Task description:
Lines holding the string "components" are the ones to copy from this listing.

================

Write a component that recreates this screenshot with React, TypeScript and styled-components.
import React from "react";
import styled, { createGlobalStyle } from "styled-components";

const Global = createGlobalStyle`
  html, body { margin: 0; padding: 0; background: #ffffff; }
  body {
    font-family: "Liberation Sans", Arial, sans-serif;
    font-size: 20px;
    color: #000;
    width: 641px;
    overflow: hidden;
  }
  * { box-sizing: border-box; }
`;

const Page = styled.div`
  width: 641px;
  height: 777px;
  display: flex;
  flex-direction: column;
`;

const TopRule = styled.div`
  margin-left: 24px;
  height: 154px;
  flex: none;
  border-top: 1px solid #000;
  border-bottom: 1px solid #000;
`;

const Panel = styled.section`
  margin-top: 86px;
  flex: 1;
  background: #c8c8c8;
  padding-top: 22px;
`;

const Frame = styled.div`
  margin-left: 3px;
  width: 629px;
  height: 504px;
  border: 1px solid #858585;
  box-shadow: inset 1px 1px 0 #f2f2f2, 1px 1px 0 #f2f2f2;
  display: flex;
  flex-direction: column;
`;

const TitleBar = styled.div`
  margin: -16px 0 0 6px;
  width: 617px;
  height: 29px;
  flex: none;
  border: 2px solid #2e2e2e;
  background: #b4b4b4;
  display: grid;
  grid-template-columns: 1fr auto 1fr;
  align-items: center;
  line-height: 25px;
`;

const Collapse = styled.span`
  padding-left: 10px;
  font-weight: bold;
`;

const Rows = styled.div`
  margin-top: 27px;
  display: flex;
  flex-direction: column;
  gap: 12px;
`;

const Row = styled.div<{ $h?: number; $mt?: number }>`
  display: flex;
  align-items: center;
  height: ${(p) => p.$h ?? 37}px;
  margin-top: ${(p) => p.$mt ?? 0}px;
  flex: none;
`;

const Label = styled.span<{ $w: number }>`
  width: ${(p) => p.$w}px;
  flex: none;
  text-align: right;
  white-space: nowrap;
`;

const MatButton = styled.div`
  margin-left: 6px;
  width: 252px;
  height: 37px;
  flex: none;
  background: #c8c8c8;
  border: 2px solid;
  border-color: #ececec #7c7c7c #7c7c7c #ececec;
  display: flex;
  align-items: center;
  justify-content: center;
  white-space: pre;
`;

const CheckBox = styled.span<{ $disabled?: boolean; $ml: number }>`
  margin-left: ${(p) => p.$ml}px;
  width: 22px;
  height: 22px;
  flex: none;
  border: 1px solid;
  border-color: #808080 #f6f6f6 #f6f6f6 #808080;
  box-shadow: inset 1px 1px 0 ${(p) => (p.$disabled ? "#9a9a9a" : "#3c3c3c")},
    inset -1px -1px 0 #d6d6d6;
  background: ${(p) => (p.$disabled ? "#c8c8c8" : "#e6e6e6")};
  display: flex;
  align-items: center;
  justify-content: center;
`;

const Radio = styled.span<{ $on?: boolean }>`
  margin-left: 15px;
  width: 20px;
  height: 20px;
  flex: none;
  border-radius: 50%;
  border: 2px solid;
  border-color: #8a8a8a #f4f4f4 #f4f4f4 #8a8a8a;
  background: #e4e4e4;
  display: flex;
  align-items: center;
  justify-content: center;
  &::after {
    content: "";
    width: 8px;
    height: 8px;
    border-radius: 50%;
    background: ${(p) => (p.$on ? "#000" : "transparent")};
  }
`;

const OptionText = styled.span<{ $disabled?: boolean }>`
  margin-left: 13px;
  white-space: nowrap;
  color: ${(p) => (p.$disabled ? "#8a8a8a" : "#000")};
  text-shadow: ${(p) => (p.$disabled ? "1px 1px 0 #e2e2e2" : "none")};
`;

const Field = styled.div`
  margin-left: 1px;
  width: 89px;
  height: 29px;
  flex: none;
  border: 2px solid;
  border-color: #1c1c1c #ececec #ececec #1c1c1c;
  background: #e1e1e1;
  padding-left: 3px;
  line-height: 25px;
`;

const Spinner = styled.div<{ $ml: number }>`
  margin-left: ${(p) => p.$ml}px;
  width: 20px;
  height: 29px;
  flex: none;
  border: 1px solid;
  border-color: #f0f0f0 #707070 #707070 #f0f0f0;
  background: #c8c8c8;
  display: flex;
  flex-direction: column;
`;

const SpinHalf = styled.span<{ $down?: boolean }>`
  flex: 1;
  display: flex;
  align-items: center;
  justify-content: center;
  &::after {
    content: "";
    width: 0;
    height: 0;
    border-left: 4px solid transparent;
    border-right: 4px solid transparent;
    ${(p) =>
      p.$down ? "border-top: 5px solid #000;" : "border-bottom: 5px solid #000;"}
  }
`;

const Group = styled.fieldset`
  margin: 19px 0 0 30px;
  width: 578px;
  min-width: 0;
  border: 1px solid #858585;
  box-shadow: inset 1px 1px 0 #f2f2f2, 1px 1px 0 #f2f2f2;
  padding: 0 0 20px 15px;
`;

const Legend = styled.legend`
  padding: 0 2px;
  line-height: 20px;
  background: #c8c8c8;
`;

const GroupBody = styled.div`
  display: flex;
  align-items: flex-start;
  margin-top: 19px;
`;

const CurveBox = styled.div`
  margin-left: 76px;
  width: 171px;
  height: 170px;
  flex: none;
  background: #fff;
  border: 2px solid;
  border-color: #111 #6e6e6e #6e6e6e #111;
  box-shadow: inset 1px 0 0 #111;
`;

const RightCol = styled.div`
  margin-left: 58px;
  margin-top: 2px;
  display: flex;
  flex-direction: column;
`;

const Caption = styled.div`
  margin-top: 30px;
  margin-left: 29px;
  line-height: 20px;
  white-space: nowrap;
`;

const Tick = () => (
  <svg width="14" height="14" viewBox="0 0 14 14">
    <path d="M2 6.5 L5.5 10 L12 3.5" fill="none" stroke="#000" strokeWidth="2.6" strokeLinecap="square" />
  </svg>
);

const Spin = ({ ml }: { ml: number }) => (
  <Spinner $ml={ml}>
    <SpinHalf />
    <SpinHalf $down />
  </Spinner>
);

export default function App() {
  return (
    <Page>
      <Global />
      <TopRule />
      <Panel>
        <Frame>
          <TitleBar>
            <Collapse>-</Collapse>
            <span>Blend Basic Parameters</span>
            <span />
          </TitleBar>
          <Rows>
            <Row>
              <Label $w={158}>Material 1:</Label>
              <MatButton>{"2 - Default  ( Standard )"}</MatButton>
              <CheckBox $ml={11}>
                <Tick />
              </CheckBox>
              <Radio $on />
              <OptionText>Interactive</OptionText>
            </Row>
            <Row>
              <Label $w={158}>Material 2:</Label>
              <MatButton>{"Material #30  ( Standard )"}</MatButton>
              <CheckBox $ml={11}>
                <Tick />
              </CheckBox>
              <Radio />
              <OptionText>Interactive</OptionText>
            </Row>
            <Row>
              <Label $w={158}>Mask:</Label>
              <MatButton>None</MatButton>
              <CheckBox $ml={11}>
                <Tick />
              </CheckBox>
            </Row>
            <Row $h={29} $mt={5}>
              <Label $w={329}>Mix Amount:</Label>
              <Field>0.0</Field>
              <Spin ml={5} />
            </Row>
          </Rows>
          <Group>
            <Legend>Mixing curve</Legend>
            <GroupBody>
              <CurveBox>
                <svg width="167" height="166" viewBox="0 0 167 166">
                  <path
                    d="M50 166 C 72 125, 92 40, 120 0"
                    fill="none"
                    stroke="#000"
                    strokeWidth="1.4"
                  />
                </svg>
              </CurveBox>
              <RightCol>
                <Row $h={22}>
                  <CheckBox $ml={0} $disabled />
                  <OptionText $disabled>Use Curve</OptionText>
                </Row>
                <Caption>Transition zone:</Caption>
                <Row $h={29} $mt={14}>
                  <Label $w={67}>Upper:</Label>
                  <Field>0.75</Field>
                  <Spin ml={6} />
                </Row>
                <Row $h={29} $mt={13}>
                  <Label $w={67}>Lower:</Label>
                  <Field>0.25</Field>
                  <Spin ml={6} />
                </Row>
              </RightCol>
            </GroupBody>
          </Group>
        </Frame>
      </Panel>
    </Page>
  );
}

================

Answer in full:
Write a component that recreates this screenshot with React, TypeScript and styled-components.
import styled, { createGlobalStyle } from "styled-components";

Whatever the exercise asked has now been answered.